This Is Us

   Hiyah friends - I'm Anna and this is my family, Jody (Husband), Rogan (Oldest; known as 'Roo') and Remy (Youngest; known as 'Rem-egade').

   Formally, I work as a Physician Assistant in Cardiothoracic Surgery here in Washington State. Valentine's Day 2020, I had my second baby girl, and as we know, a month later, we were in full lockdown mode from Covid. Trying to figure out ways to improve my families' immune system, I reverted back to my chemistry and biology background and built a garden.

 

    The sun would provide essential Vitamin D, the soil would provide essential microbes, minerals and a sense of connection. Connection to the food I was eating and the life I was choosing. Plus, growing a garden, kept my kids busy outside under all the weather conditions. It taught them how to care for living things. How to clean. How to organize. How to problem solve. 

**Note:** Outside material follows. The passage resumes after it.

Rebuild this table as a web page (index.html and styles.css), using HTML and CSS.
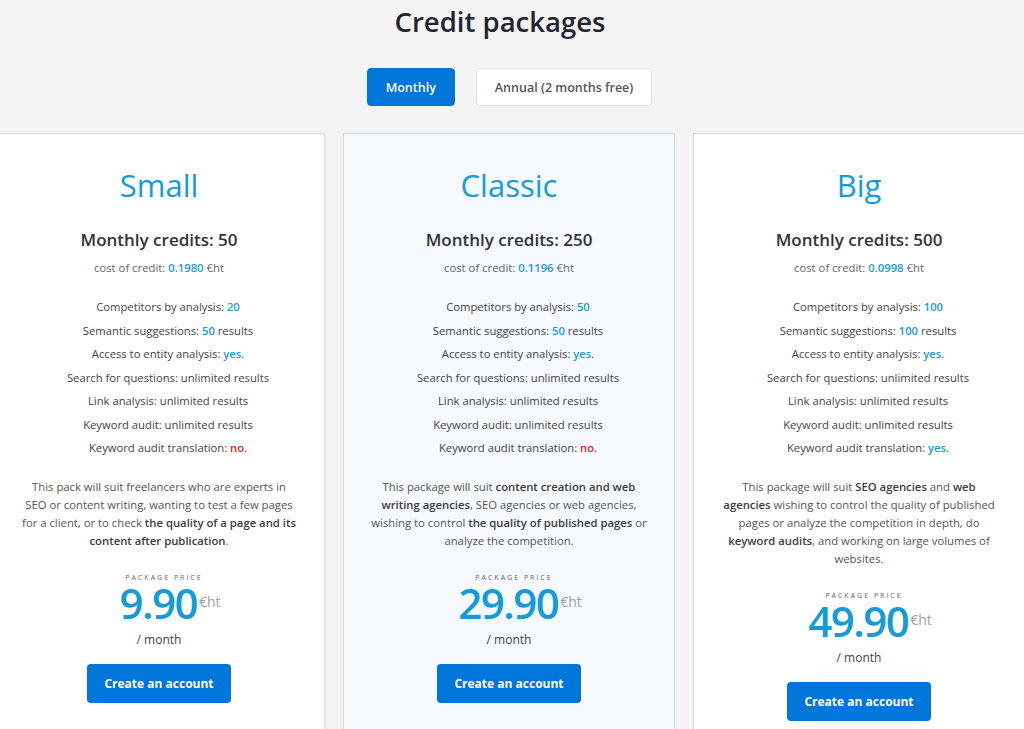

   Returning from maternity leave, I found my patients without visitors for days on end and the hospital felt flooded with negativity - nothing that boosted the internal spirit. Heart disease is usually a very, subtle event that turns into a whirlwind of tests, procedures, pamphlets, several night stays in uncomfortable hospital beds, with well... questionable food, lots of strangers, and a Latin language hard to pronounce, let alone understand the implications of. Then, adding an uncertain pandemic, fear of thy neighbor, and absolutely NO family or friends near by, was crushing.

   There is plenty I cannot change about the hospital model, but, I knew I could help invoke an emotion, a memory, a pause for a loved one, that might bring some peace, clarity, hope and remembrance of love - through flowers.

   We live on 20 acres in Spangle, WA. At first, I would bring in wildflowers that grew on the property. The daily walks allowed us to connect, collect and learn.

    As we grew our garden, we grew ourselves and naturally, we added dahlias.

Dahlias evoked different conversations with the patients outside the monotony of "what the 2020?"

   The unknown disease process of covid, sparked some very emotional controversy and made the working environment incredibly uneasy. For the first time in my medical career, I can say I witnessed devastation. People died. A lot of people. A lot of people per shift. Family members said their 'Goodbyes' through Facetime on nurses phones. Caregivers were working on pure physical and emotional exhaustion. 

    At first, when I'd get home from work, I'd walk through the garden with the girls to wash away the day. We'd pick flowers, find frogs and laugh till it was dark. It brought about a sense of peace and comfort but quickly evolved into a beautiful parallel of the lifecycle of a flower and us as humans.

   Gardening provided the generalized pattern of tending and caring for something when it's small and unable to do so on it's own (like babies), to watch it form into these unique expressions of their zenith self, spark remembrance and love and then eventually, quality traits would immerge that reflected the time for the acceptance of death. Once an uneasy and foreign entity, now was graceful to embrace.